Kamis 08 Dec 2016 15:43 WIB

Memori Kelam di Pidie

Anak-anak bermain sepeda di halaman Masjid yang runtuh akibat gempa tektonik di Desa Meuko Kuthang, Kecamatan Bandar Dua, Kabupaten Pidie Jaya, Aceh, Kamis (8/12).
Foto: Antara/Irwansyah Putra
Anak-anak bermain sepeda di halaman Masjid yang runtuh akibat gempa tektonik di Desa Meuko Kuthang, Kecamatan Bandar Dua, Kabupaten Pidie Jaya, Aceh, Kamis (8/12).

Memori Kelam di Pidie

Oleh: Setiyardi, Jurnalis Senior

==============

Gempa tektonik yang mengoyak Pidie, Aceh, mengagetkan saya. Duka mendalam untuk para korban dan keluarganya. Ingatan saya langsung terbang ke penghujung tahun 1998. Ketika itu bulan suci Ramadhan. Setelah liputan bersama Muhammad Subarkah [Republika] dan Zainal Bakri [Tempo] di daerah Kampung Kandang, Lhokseumawe, saya lantas berpisah dengan kedua wartawan itu.

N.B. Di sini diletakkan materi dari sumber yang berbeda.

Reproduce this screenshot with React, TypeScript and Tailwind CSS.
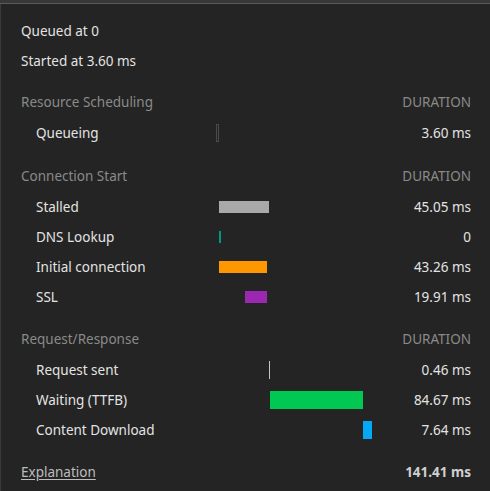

Dengan kendaraan umum, seperti Elf, saya menuju Pidie sendirian. Beberapa jam di perjalanan, dan sempat beberapa kali pemeriksaan oleh tentara [saat itu Aceh masih diberlakukan hukum Daerah Operasi Militer, DOM] akhirnya saya sampai di Pidie. Saya menyewa ojek motor menuju Desa Cot Keng. Desa ini mendapat julukan sebagai "Kampung Janda", sebab kampung ini hanya berisi perempuan, anak-anak dan orang lanjut usia. Mayoritas kaum pria tewas dalam konflik senjata, atau melarikan diri ke hutan.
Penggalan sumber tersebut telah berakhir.